Well, considering I'm in the customer research arena, I would have posted this regardless of what company was featured. I'm thrilled that a technology company (especially one that's notorious for NOT being customer-focused) is in the news for making an effort to understand their customers. And I agree that the important issue is, what are they going to do with the data? If it's going to be used for a slick ad campaign, they'll get 2 thumbs down. If they use it to improve and customize their small business offerings, great. We'll see what happens.


Hmm. First of all, that Microsoft hired a "con-sultant" to follow some guy around only to discover that many people have disparate sources of data hardly means that Microsoft is "listening". The data silo concept is an old one, and Microsoft hasn't done much about it.

Second, a week ago you wrote ( that you had a new gig with Microsoft. And now you're posting complimentary fluff pieces about - Microsoft.

You can do better.

David Foster

"discovered, to her surprise, that small companies kept vital information in disconnected places -- what she called "data silos" -- from scribbled notes on scraps of paper to files on a PC"....Was this really a surprise? I don't think there's a single corporation or government agency of which this couldn't be said.

jennifer rice

Steve, thanks for the comment. MS has historically been a product- and distribution-centric company. Despite the reorg in 1999 around customer segments, I personally haven't seen a lot of evidence that they've gotten more customer-centric... which is why this article surprised and delighted me. In this month's FastCompany, they score low on the "lovemark" rating scale. And you're right, the fact that it makes such big news simply reinforces that the vast majority of companies don't really take the time to get this deep into customers' lives.

Steve Portigal

Why do you say that Microsoft is "starting" to learn more about its customers? Is there something in the article that I missed - some in-depth history of their adoption of ethnographic methods?

In my experience as a consultant doing this sort of work, companies like Microsoft have been involved on a small scale for quite a few years.
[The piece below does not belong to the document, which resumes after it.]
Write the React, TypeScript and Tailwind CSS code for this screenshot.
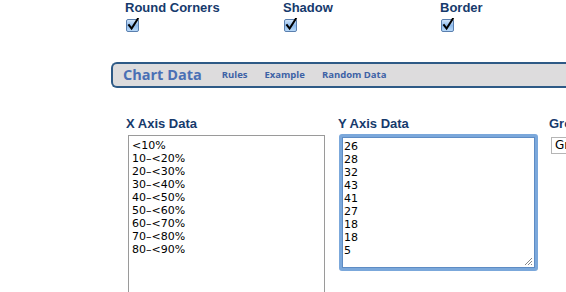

Sure, they aren't like Intel who makes enormous PR hay (as well they should) from the work of their excellent People and Practices Group - but Microsoft is working hard - from what I can see from the outside - to staff the company with this sort of talent and to engage the customer up-front in the development process.

In fact, I think if you look at most major companies, they are doing some of this. I think, like Microsoft, they aren't doing enough - they aren't driving all that much of their effort with this type of research, but it's there, it's in the culture, it's being adopted, and there continues to be more hunger (internally for it).

And of course, it makes great press, because it's always a "wacky" store - you went INTO THEIR OFFICE! INTO THEIR HOMES! And watched them do it?! Wow!

Which I'm certainly not averse to...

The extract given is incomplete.